Catherine ouvrit la bouche de surprise. Elle n’avait jamais été repoussée de la sorte.
-Mademoiselle… S’il vous plaît, rentrez chez vous. Votre vulgarité et votre addiction aux réseaux ne m’intéressent pas plus que votre compagnie, » conclut-il avec fermeté en rentrant chez lui.
    Abattue la jeune femme resta devant l’huis clos. Elle sentit peu à peu toute force la quitter.
    Toutes ses certitudes, cette construction logique dans laquelle elle avait grandi… Tout cela n’avait plus aucun sens. Il n’avait jamais écrit ce message. Ressentir sans s’avilir… Ce n’était pas une question de compatibilité, de séduction ni même de luxure. C’était une question d’amour. Une danse naturelle qui avait des millions de schémas sans aucune logique. Pas besoin d’expériences sexuelles grandioses pour ressentir. Nul besoin de chasse…
    Ses actes pour réaliser ses choix… Il l’avait comparée à un animal en chaleur… Certes, l’homme a des besoins et ces besoins ont été consacrés et acceptés dans un ordre nouveau grâce aux extensions de liberté. Mais elle se sentait soudain comme tel. Le jugement ne venait pas de lui. Il venait d’elle.
    « Foutaises, cracha-t-elle entre ses dents, réprimant difficilement ses larmes. Foutaises… La liberté ne prend son sens que si des limites existent… »

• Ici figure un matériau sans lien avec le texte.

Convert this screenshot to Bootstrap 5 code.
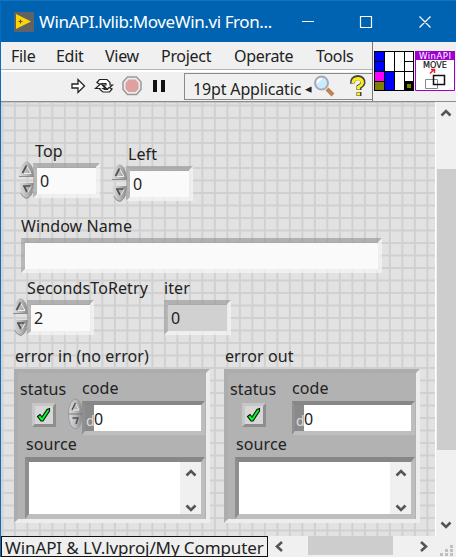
<!DOCTYPE html>
<html lang="en">
<head>
<meta charset="utf-8">
<meta name="viewport" content="width=device-width, initial-scale=1">
<title>WinAPI.lvlib:MoveWin.vi Front Panel</title>
<link rel="stylesheet" href="https://cdn.jsdelivr.net/npm/bootstrap@5.3.0/dist/css/bootstrap.min.css">
<style>
html,body{height:557px;overflow:hidden}
body{font:16px/20px "Noto Sans","Open Sans",sans-serif;color:#222;background:#f0f0f0;letter-spacing:-.3px}
svg{display:block;flex:none}
.win{width:456px;height:557px;border-left:1px solid #0a6cc0}
.title-bar{height:42px;background:#0063b1;border-top:1px solid #1a73b9;color:#fff;font-size:17px;letter-spacing:-.4px;padding-left:13px}
.title-text{width:243px;margin-left:5px}
.head{height:60px;background:#f0f0f0;border-bottom:1px solid #8c8c8c}
.menus{height:27px;padding-left:10px}
.m1{width:45px}.m2{width:49px}.m3{width:56px}.m4{width:73px}.m5{width:82px}
.tools{height:32px;border-top:1px solid #b4b4b4;box-shadow:inset 0 2px #fff}
.font-ring{width:188px;height:27px;margin:1px 0 0 12px;border:1px solid #8a8a8a;border-right:0;padding-left:8px;line-height:30px}
.ring-t{width:112px;letter-spacing:-.15px}
.arrow{width:8px;font-size:13px;line-height:28px}
.vi-icons{width:84px;border-left:1px solid #777;padding:9px 0 0 1px;gap:1px}
.panel{width:434px;height:434px;letter-spacing:.1px;background-color:#e2e2e2;
background-image:linear-gradient(90deg,#d0d0d0 1.6px,transparent 1.6px),linear-gradient(#d0d0d0 1.6px,transparent 1.6px);
background-size:12.5px 12.5px;background-position:.4px 0,0 2.5px;box-shadow:inset 0 1px #c6c6c6}
.lbl{height:20px;white-space:nowrap}
.well{width:67px;height:35px;background:#fafafa;background-clip:padding-box;border:4px solid;border-color:rgba(145,145,145,.6) rgba(245,245,245,.75) rgba(245,245,245,.75) rgba(150,150,150,.55);box-shadow:inset 0 1px #a9a9a9;line-height:29px;padding-left:3px}
.well-wide{width:361px}
.well-out{background-color:#d1d1d1}
.cluster{width:196px;height:154px;margin-top:2px;background:#b2b2b2;border:4px solid;border-color:#adadad #ededed #ededed #adadad}
.led{width:24px;height:24px;margin:4px 0 0 12px;background:#d7d7d7;border:3px solid;border-color:#c6c6c6 #8e8e8e #8e8e8e #c6c6c6}
.code{width:123px;height:34px;margin-top:3px;background:#fff;border:solid;border-width:4px 4px 4px 3px;border-color:#878787 #bebebe #bebebe #909090;line-height:29px}
.radix{width:9px;background:#8a8a8a;color:#ddd;font-size:14px;line-height:31px;padding-left:1px}
.source{width:180px;height:62px;margin:2px 0 0 7px;background:#fff;border:solid;border-width:5px 4px;border-color:#878787 #bebebe #bebebe #8e8e8e}
.source-bar{width:21px;background:#f0f0f0;padding:7px 0 2px}
.row-pos{height:101px;padding:39px 0 0 18px}
.top-c{width:93px}.left-c{padding-top:3px}
.spin-row .well{margin-left:-1px}
.row-pos .well{margin-top:2px}
.name-c{margin:13px 0 0 20px}.name-c .well{margin-top:2px}
.row-sec{margin-top:5px;padding-left:12px}
.sec-c{width:151px}.sec-c .lbl{padding-left:14px}
.row-sec .well{margin-top:2px}
.row-err{margin:11px 0 0 13px;height:176px}.err{width:210px}.err>.lbl{padding-left:1px;margin-top:-1px;height:21px}
.stat{width:50px;padding:6px 0 0 2px}
.spin-slot{width:15px;margin-top:25px}
.codec{margin-left:-1px;padding-top:5px}
.src{padding-left:8px;margin-top:-1px;height:21px}
.vbar{width:21px;background:#f0f0f0;border-left:1px solid #fff;padding:7px 0}
.vthumb{width:19px;height:281px;margin-top:52px;background:#cdcdcd}
.foot{height:21px;background:#f0f0f0}
.context{width:267px;height:21px;border:1px solid #111;background:#efefef;padding-left:3px;line-height:21px;white-space:nowrap;font-size:17px;letter-spacing:-.1px}
.hthumb{width:85px;height:19px;background:#cdcdcd}
</style>
</head>
<body>
<svg width="0" height="0" class="position-absolute" aria-hidden="true">
<defs>
<linearGradient id="metal" x2="1"><stop stop-color="#dcdcdc"/><stop offset=".5" stop-color="#bbb"/><stop offset="1" stop-color="#858585"/></linearGradient>
<symbol id="spin" viewBox="0 0 15 38"><path d="M0 15Q1 2 7.500 0Q14 2 15 15ZM0 22H15Q14 35 7.500 38Q1 35 0 22Z" fill="url(#metal)"/><path d="M0 15.500H15M1.500 32Q4 37 8 37.500Q12 36 14 30" stroke="#8d8d8d" fill="none"/><path d="M3.500 12L7.500 4.500M4 25H11.500M5 25L8 31" fill="none" stroke="#505050" stroke-width="1.700"/><path d="M8 5.500L12 12.500H5M12 25.500L9 31" fill="none" stroke="#eee"/></symbol>
<symbol id="spin-s" viewBox="0 0 15 32"><ellipse cx="7.500" cy="16" rx="7" ry="15" fill="url(#metal)" stroke="#999"/><path d="M1 16H14" stroke="#777"/><path d="M4 12L7.500 5M4.500 20H10L8 26" fill="none" stroke="#505060" stroke-width="1.500"/><path d="M8 6L11 12H5" fill="none" stroke="#eee"/></symbol>
<symbol id="tick" viewBox="0 0 18 18"><path d="M2.500 10.500L5 8.500L7 11L12 3.500L14.500 2.500V5L8 15H6Z" fill="#0f2" stroke="#111" stroke-width="1.100"/></symbol>
<symbol id="up" viewBox="0 0 12 8"><path d="M1.500 6.500L6 2L10.500 6.500" fill="none" stroke="#555" stroke-width="2.600"/></symbol>
<symbol id="down" viewBox="0 0 12 8"><path d="M1.500 1.500L6 6L10.500 1.500" fill="none" stroke="#555" stroke-width="2.600"/></symbol>
</defs></svg>
<main class="win d-flex flex-column">
<header class="title-bar d-flex align-items-center">
<svg width="20" height="20"><path fill="#606365" d="M0 0h20v20H0z"/><path fill="#ffd500" d="M2 2L17 9.500L2 17Z"/><path d="M4.500 9.500h4M6.500 7.500v4" stroke="#555" stroke-width="1.200"/></svg>
<span class="title-text text-nowrap">WinAPI.lvlib:MoveWin.vi Fron...</span>
<svg width="174" height="40" fill="none" stroke="#fff" stroke-width="1.200"><path d="M20 19.500h12M78.500 14.500h11v11h-11zM137.500 14.500l11 11m0-11l-11 11"/></svg>
</header>
<div class="head d-flex">
<div class="flex-grow-1">
<nav class="menus d-flex align-items-center text-nowrap"><span class="m1">File</span><span class="m2">Edit</span><span class="m3">View</span><span class="m4">Project</span><span class="m5">Operate</span><span class="m6">Tools</span></nav>
<div class="tools d-flex align-items-center">
<svg width="102" height="22" class="ms-auto" fill="none"><path d="M2 9H8V4.500L14.500 11L8 17.500V13H2Z" fill="#fff" stroke="#222" stroke-width="1.300"/><path d="M27 7.500L29.500 4.500H37L40 7.500V10H42.500L37.500 14.500L33 10H36V8.500H32.500L31 10Z" fill="#fff" stroke="#222" stroke-width="1.200"/><path d="M42 14L39.500 17H33L30 14.500V13.500H25.500L31 8.500L35 13.500H33L34.500 14.500H37.500L39 12.500Z" fill="#fff" stroke="#222" stroke-width="1.200"/><path d="M57.500 2H66.500L71 7V14.500L66.500 19.500H57.500L53 14.500V7Z" fill="#ececec" stroke="#999" stroke-width="1.500"/><path d="M58.500 4.500H65.500L68.500 8V14L65.500 17H58.500L55.500 14V8Z" fill="#dfa0a2"/><path d="M85 5V17M93 5V17" stroke="#111" stroke-width="4"/></svg>
<div class="font-ring text-nowrap d-flex"><span class="ring-t overflow-hidden">19pt Applicatic</span><span class="arrow">◂</span><svg width="59" height="25"><path d="M14 15l6 6" stroke="#c08050" stroke-width="4"/><circle cx="8.500" cy="9" r="6.500" fill="#c9eaff" stroke="#a9a9b4" stroke-width="2"/><path d="M4.500 9Q5 5 9 5" stroke="#fff" fill="none" stroke-width="2"/><g fill="none"><path d="M39.500 9.500Q39 4 45 3.500Q50.500 4 50 9Q49.500 11 46 13V16M46 18V22" stroke="#444" stroke-width="5"/><path d="M40 9Q40 4.500 45 4.500Q49.500 5 49.500 9Q49 11 45.500 13V15.500M45.500 18.500V21.500" stroke="#ffee16" stroke-width="3"/></g></svg></div>
</div>
</div>
<div class="vi-icons d-flex">
<svg width="40" height="40"><path d="M0 0h40v40H0z"/><path fill="#fff" d="M11 1h9v19h-9zM21 1h9v19h-9zM31 1h8v9h-8zM31 11h8v9h-8zM21 21h9v18h-9zM31 21h8v9h-8z"/><path fill="#00f" d="M1 1h9v9H1zM1 11h9v9H1zM11 21h9v18h-9z"/><path fill="#f0f" d="M1 21h9v9H1z"/><path fill="#808000" d="M1 31h9v8H1zM33 33h4v4h-4z"/></svg>
<svg width="40" height="40" font-family="DejaVu Sans,sans-serif" letter-spacing="0"><path fill="#fff" stroke="#9b00cf" d="M.5.500h39v39H.5z"/><path fill="#9b00cf" d="M0 0h40v9H0z"/><text x="4" y="8" fill="#fff" font-size="8.500" textLength="32">WinAPI</text><text x="8" y="17" font-size="9" fill="#111" stroke="#111" stroke-width=".2" textLength="24" lengthAdjust="spacingAndGlyphs">MOVE</text><path d="M15 22.500l4-4M16 18.500h3.500v3.500" stroke="#f02020" stroke-width="1.500" fill="none"/><path d="M10.500 28.500h12v9h-12z" fill="none" stroke="#888"/><path d="M18.500 24.500h11v9h-11z" fill="none" stroke="#111" stroke-width="1.500"/></svg>
</div>
</div>
<div class="d-flex">
<section class="panel">
<div class="d-flex row-pos">
<div class="top-c"><div class="lbl ps-3">Top</div><div class="d-flex spin-row"><svg width="15" height="38"><use href="#spin"/></svg><div class="well">0</div></div></div>
<div class="left-c"><div class="lbl ps-3">Left</div><div class="d-flex spin-row"><svg width="15" height="38"><use href="#spin"/></svg><div class="well">0</div></div></div>
</div>
<div class="name-c"><div class="lbl">Window Name</div><div class="well well-wide"></div></div>
<div class="d-flex row-sec"><div class="sec-c"><div class="lbl">SecondsToRetry</div><div class="d-flex spin-row"><svg width="15" height="38"><use href="#spin"/></svg><div class="well">2</div></div></div>
<div class="iter-c"><div class="lbl">iter</div><div class="well well-out">0</div></div></div>
<div class="d-flex row-err">
<div class="err"><div class="lbl">error in (no error)</div><div class="cluster"><div class="d-flex"><div class="stat"><div class="lbl">status</div><svg class="led" viewBox="0 0 18 18"><use href="#tick"/></svg></div><svg class="spin-slot" width="15" height="32"><use href="#spin-s"/></svg><div class="codec"><div class="lbl">code</div><div class="code d-flex"><span class="radix">d</span><span>0</span></div></div></div><div class="lbl src">source</div><div class="source d-flex justify-content-end"><div class="source-bar d-flex flex-column align-items-center justify-content-between"><svg width="12" height="8"><use href="#up"/></svg><svg width="12" height="8"><use href="#down"/></svg></div></div></div></div>
<div class="err"><div class="lbl">error out</div><div class="cluster"><div class="d-flex"><div class="stat"><div class="lbl">status</div><svg class="led" viewBox="0 0 18 18"><use href="#tick"/></svg></div><span class="spin-slot"></span><div class="codec"><div class="lbl">code</div><div class="code d-flex"><span class="radix">d</span><span>0</span></div></div></div><div class="lbl src">source</div><div class="source d-flex justify-content-end"><div class="source-bar d-flex flex-column align-items-center justify-content-between"><svg width="12" height="8"><use href="#up"/></svg><svg width="12" height="8"><use href="#down"/></svg></div></div></div></div>
</div>
</section>
<aside class="vbar d-flex flex-column align-items-center"><svg width="12" height="8"><use href="#up"/></svg><div class="vthumb"></div><svg width="12" height="8" class="mt-auto"><use href="#down"/></svg></aside>
</div>
<footer class="foot d-flex"><div class="context">WinAPI &amp; LV.lvproj/My Computer</div>
<svg width="40" height="20" fill="none" stroke="#555" stroke-width="2.600"><path d="M14 6L9 10.500L14 15"/></svg><div class="hthumb"></div>
<svg width="62" height="21"><path d="M28 6L33 10.500L28 15" fill="none" stroke="#555" stroke-width="2.600"/><path d="M57 9h3v3h-3zM52 13h3v3h-3zM57 13h3v3h-3zM47 17h3v3h-3zM52 17h3v3h-3zM57 17h3v3h-3z" fill="#bfbfbf"/></svg></footer>
</main>
<script src="https://cdn.jsdelivr.net/npm/bootstrap@5.3.0/dist/js/bootstrap.bundle.min.js"></script>
</body>
</html>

    Elle rentra chez elle, titubant à la manière d’une ivrogne. Elle pleura, indifférente au monde, indifférente au réseau. En une soirée, il avait réussi à la briser. Elle souffrait, horriblement. Sans rien faire, il avait le pouvoir sur elle et elle le haïssait pour cela…
    Dans sa misère, elle ruminait les plus sombres songes. Toutes ces vies qu’elle croisait n’étaient que mensonges. Un flot de comportements étudiés, rationalisés pour optimiser les rencontres, le temps, les relations et éviter le moindre désagrément, a fortiori la douleur. Le libre-arbitre y était si peu présent… Et le temps… le temps… L’immortalité était là et pourtant les hommes cherchaient à rentabiliser le temps lui-même.
    Toute la charge émotionnelle refoulée qu’elle avait emmagasinée se libéra brutalement. Elle sanglota violemment, peinant à reprendre sa respiration. Sa crise l’isola des réseaux.  
    Lorsqu’elle eut épuisé toutes les larmes de son corps, elle tomba sur l’herbe d’une pelouse. Le vent sur sa peau la fit frissonner. Ses membres et organes perclus de la douleur de siècles de vie lui semblaient horriblement las. Elle caressa son bras nu avec l’étrange impression d’être enfin totalement nue. Elle écouta des passants passer non loin de là. Pas de profil parasite. Elle entendait le son de leur voix, elle voyait l’expression de leur visage. Toutes les imperfections, les tics qui faisaient la beauté de chaque être.
    Alors elle réalisa soudain que toutes ses années, ses sens avaient été bridés. Elle ressentait par anticipation sans nulle surprise. Elle avait été privée du fondement, du moteur de toute existence, le rêve. La société ne laissait plus de place à l’imaginaire. Les mêmes concepts, les mêmes idées avaient été réutilisées, cataloguées, tout ça pour créer de la valeur.
    L’électrochoc de ce soir lui avait ouvert les yeux. Elle se releva en tremblant, savourant sa renaissance. De nouvelles larmes mouillaient son regard. Des larmes de joie. Ça
    « Ça va mademoiselle ? » demanda un quidam.
    Catherine écouta le timbre des mots qui résonna telle une mélodie en elle. Le regard de l’homme était aveugle, perdu dans les réseaux. Son visage inexpressif respirait une addiction profonde. Elle pouvait percevoir l’individualité de ses semblables. Les particularités qui faisaient de chacun un être unique.
    « Je vais très bien, répondit-elle avec sérénité.
-Pourtant vous ne semblez pas heureuse », répliqua l’autre en s’éloignant.
    Son cœur battait à la chamade. Elle émergeait d’une torpeur de plusieurs siècles. Elle redécouvrait le monde, apprenant à aimer. Alors oui, elle était heureuse… et bien plus que ça, elle était libre. 


                                                                                                G.